The net adjustment to partners’ equity is comprised of the following adjustments (in millions):
Eliminate historic partners’ equity | | $ | (545.2 | ) |
Issuance of units in exchange for net assets acquired | | 545.2 | |
Deemed distribution | | (556.0 | ) |
Record deferred income tax | | 49.7 | |
Net adjustment to partners’ equity | | $ | (506.3 | ) |
(b) To eliminate operations attributed to MACS Holdings, LLC (predecessor company of MACS) and acquisition costs related to ETP’s purchase of MACS in October 2013, as they do not have a continuing impact on SUSP’s results of operations.
(c) To reflect the income tax provision for the estimated portion of MACS operations that will be included in Propco’s results of operations, at an estimated combined federal and state statutory tax rate of 39.6%.
(d) To reflect Aloha’s debt repayment required prior to closing of the Aloha Acquisition, as required by the purchase and sale agreement, including related interest expense and $0.7 million of unamortized loan costs which is charged to equity. The amount of outstanding debt as of June 30, 2014 was $33.8 million. The cash balance at June 30, 2014 is insufficient to pay off the debt and maintain and agreed $45 thousand cash at closing, resulting in a $7.7 million cash deficit which is deducted from the purchase price. Interest expense related to Aloha’s historic debt was $3.3 million and $1.7 million for the year ended December 31, 2013 and six months ended June 30, 2014, respectively.
(e) To reflect proposed funding of Aloha Acquisition with a $240 million draw on our revolving credit facility. Assumed interest rate of 2.152%, reflecting our 30-day LIBOR borrowing cost as of October 10, 2014, resulting in interest expense of $5.2 million and $2.6 million for the year ended December 31, 2013 and six months ended June 30, 2014, respectively. A 1/8% change in the interest rate would impact annual interest expense by $0.3 million.

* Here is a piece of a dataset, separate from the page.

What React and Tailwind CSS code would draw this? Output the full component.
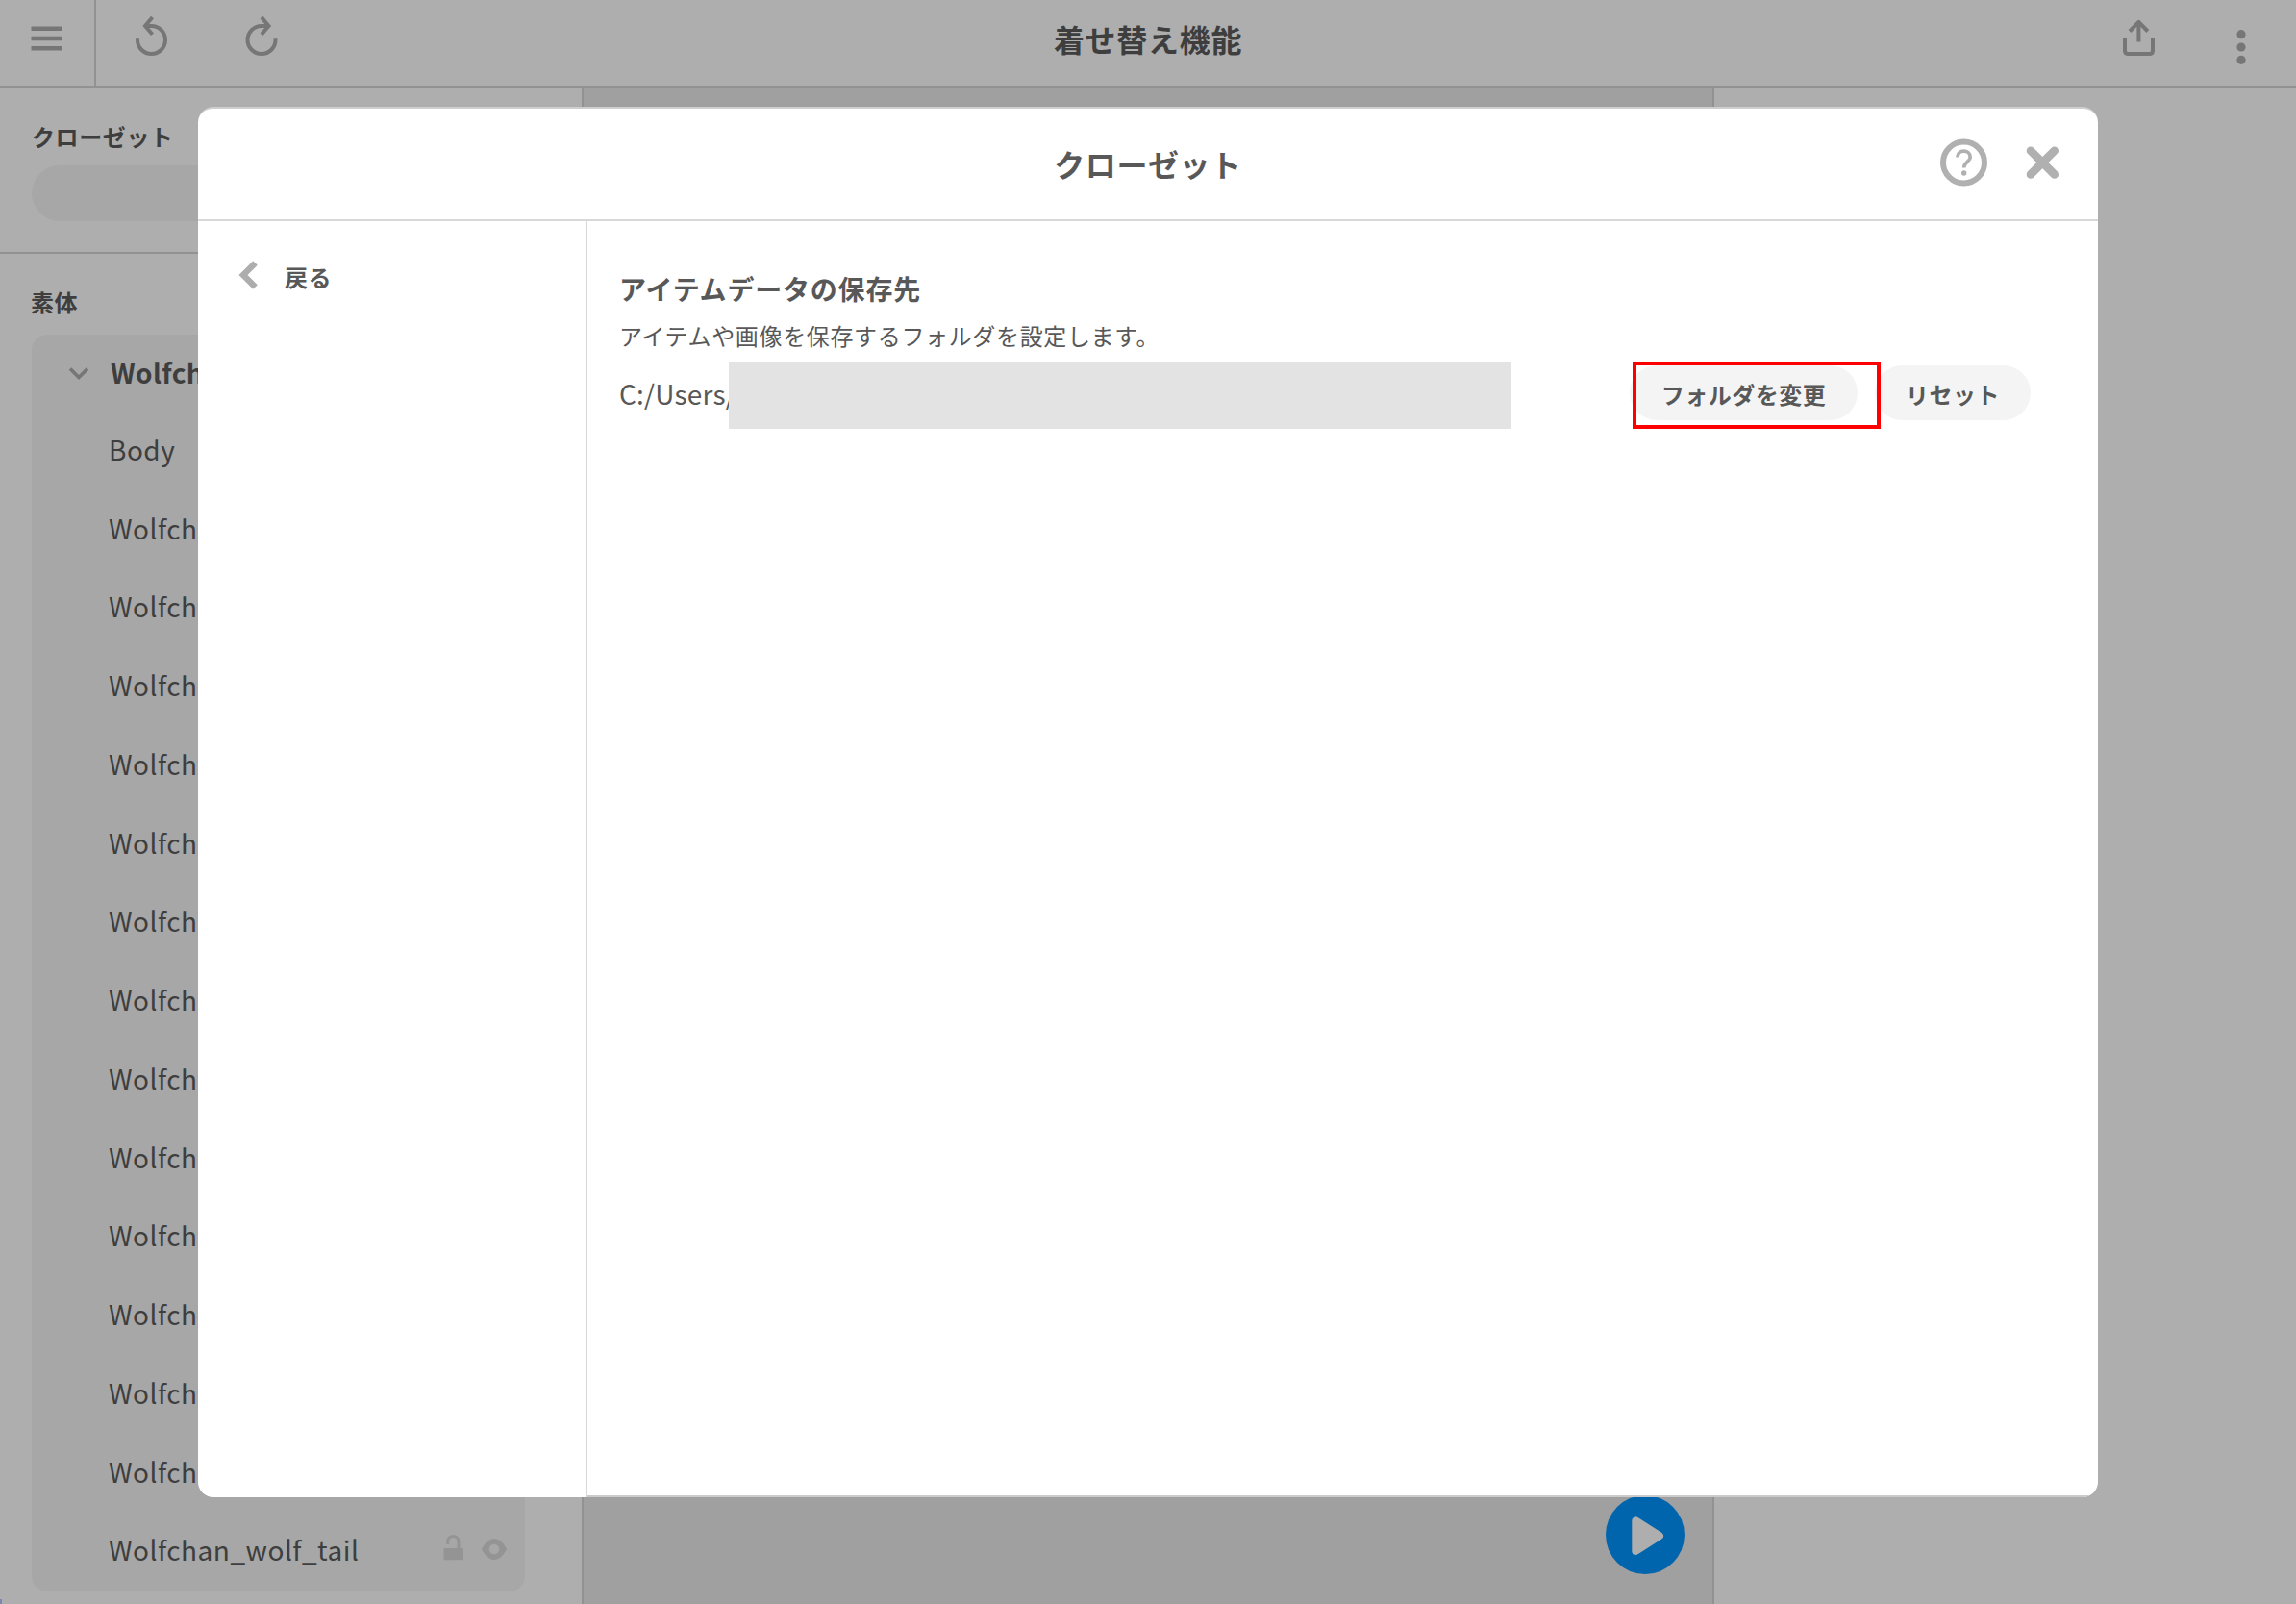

(f) To reflect the acquisition of Aloha by Propco as follows:
· To reflect cash consideration paid of $240 million, less the $7.7 million required to complete the debt pay off.
· To reflect preliminary purchase price allocation, including estimated value of earn-out liability, which will be calculated as 50% of the amount by which certain gross profits of Aloha exceed a threshold amount each year through December 31, 2022. An estimated value for trade name is included in intangible assets, and assumed to be amortized over 15 years. A deferred income tax liability related to intangible assets is included in other noncurrent liabilities.
Following is the preliminary purchase price allocation for Aloha (in millions):
Total current assets | | $ | 38.8 | |
Property, plant and equipment | | 92.2 | |
Goodwill | | 151.1 | |
Intangible assets | | 10.5 | |
Other assets | | 1.6 | |
Total assets | | 294.2 | |
Total current liabilities | | 21.7 | |
Deferred income taxes | | 13.2 | |
Other non-current liabilities | | 27.0 | |
Total liabilities | | 61.9 | |
Total consideration to be paid | | $ | 232.3 | |
(g) To reflect the proposed equity offering of 8.0 million common units at an offering price of $46.25 per unit, before discounts, commissions and other expenses. Expected net proceeds of $358.2 million are assumed to reduce borrowings on SUSP’s revolving credit facility, a portion of which was used to finance the MACS Acquisition. Interest savings were calculated at our current revolver borrowing rate of 2.152%.
(h) To conform the MACS and Aloha accounting policies for the presentation of motor fuel taxes as gross in motor fuel sales and motor fuel cost of sales, to SUSP’s accounting policy to present motor fuel taxes net in motor fuel sales and motor fuel cost of sales.